Monday, June 18, 2012

.M.I.A.

Yikes...a whole month has gone by with nary a word from this little ol blog. In my defense we've had some big things happening around here. The biggest of which is we are currently baking Hoffman #4 (which means baby number 2 so there's no confusion on the number of children). We suspected something was afoot while we were in Florida, and our suspicions were confirmed when we got home. We were pretty stoked when we found out...even though it happened sooner then expected (estimated arrival jan 8th). Things quickly turned crazy as I was calling my insurance and making appointments.
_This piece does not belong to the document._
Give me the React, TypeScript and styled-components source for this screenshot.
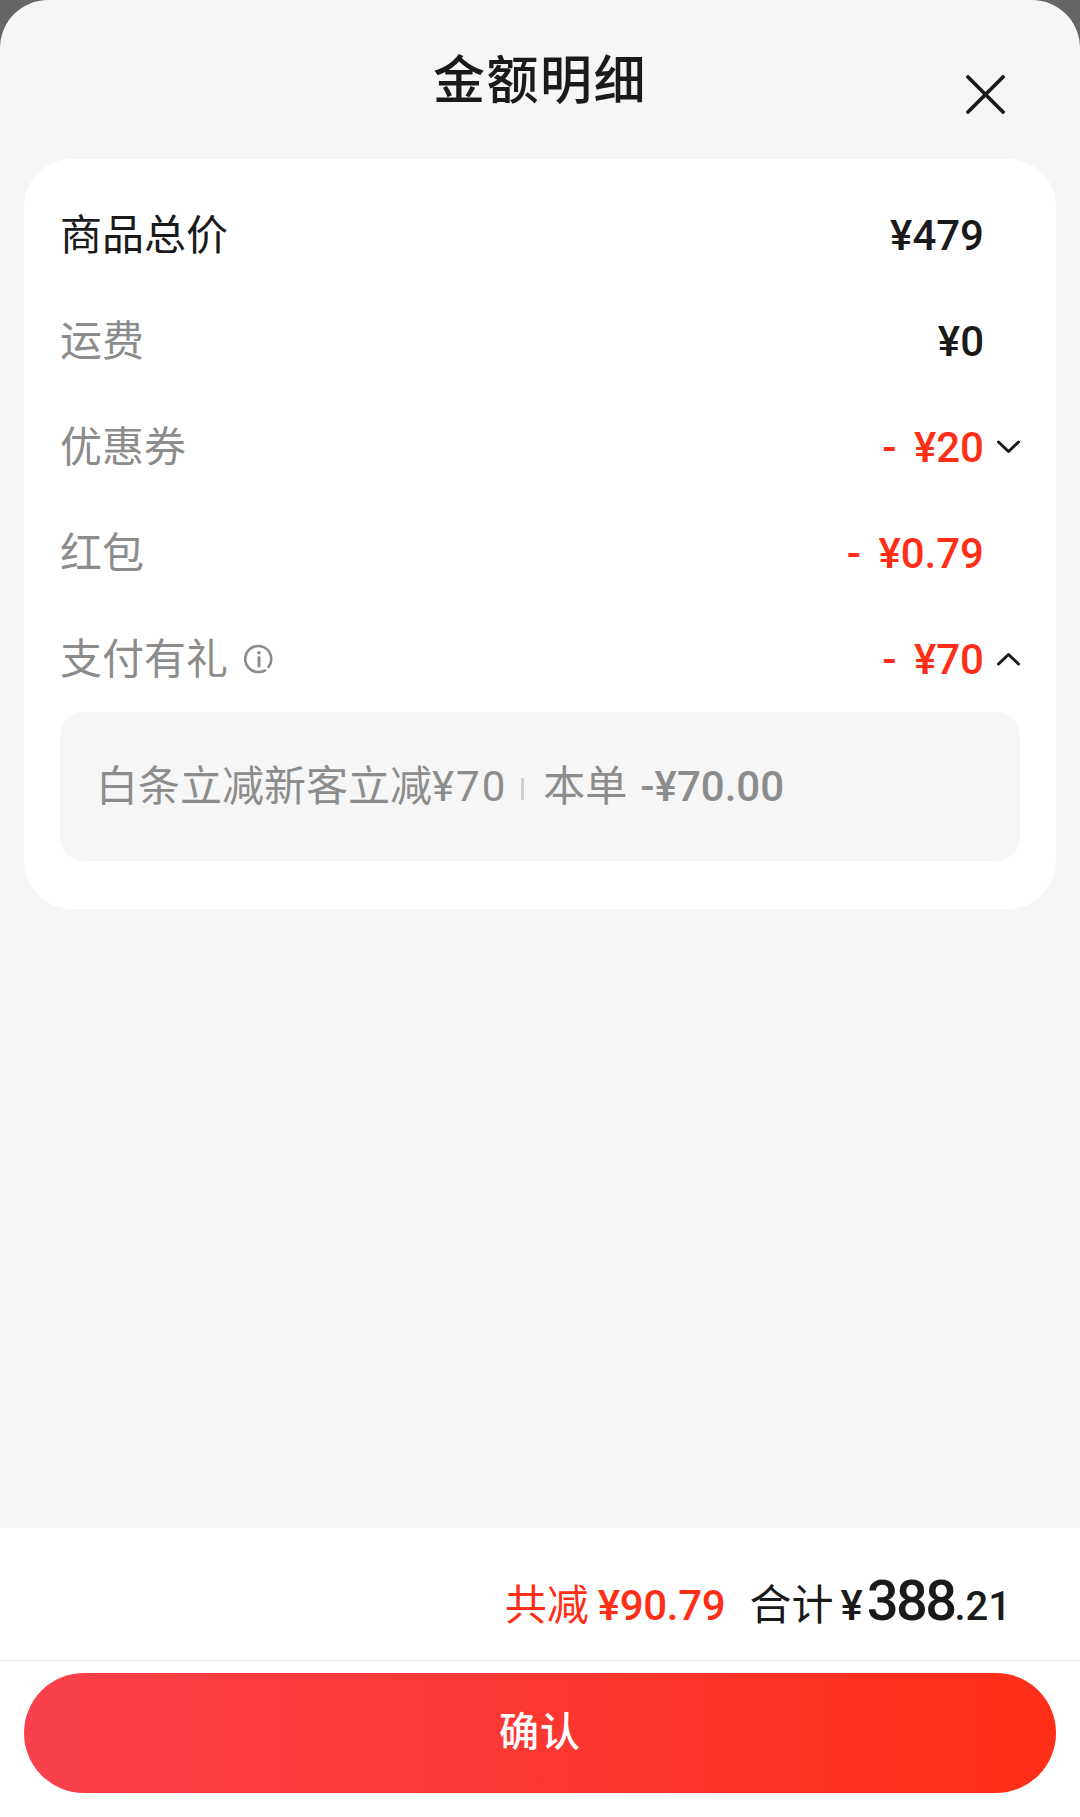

Maternity benefits pretty much suck unless you're on government assistance or a group plan through work, and there is no way to get those benefits after your pregnant. I of course have found this out after the fact. As it became apparent that our options were quickly dwindling, my anxiety rose. Even though I wanted to have an epidural this time around, I just couldnt justify spending $8-10 grand out of pocket to do so. We have decided to go ahead with a naural birth at a birthcenter and midwife. There are days when I have peace about this decision, but I'm still feeling that stress of going natural again. On top of the stress of figuring out how to go about this pregnancy in the most affordable/safe way, I have been just miserable with "morning" sickness. Being pregnant with Finn was easy. Most days I would forget that I was even pregnant. I had energy, no food eversions, my skin was awesome...now it's just the opposite. Yuck!!! Needless to say this experience has been so different from Finn's, but I'm also aware through all of this how blessed we are. We are happy to have a sibling on the way for little man, and happy that we have other options to help us during this pregnancy. I know the Lord is going to be teaching me many things through this experience, and that we are doing the right thing. We'll keep you posted as we get this baby cooking!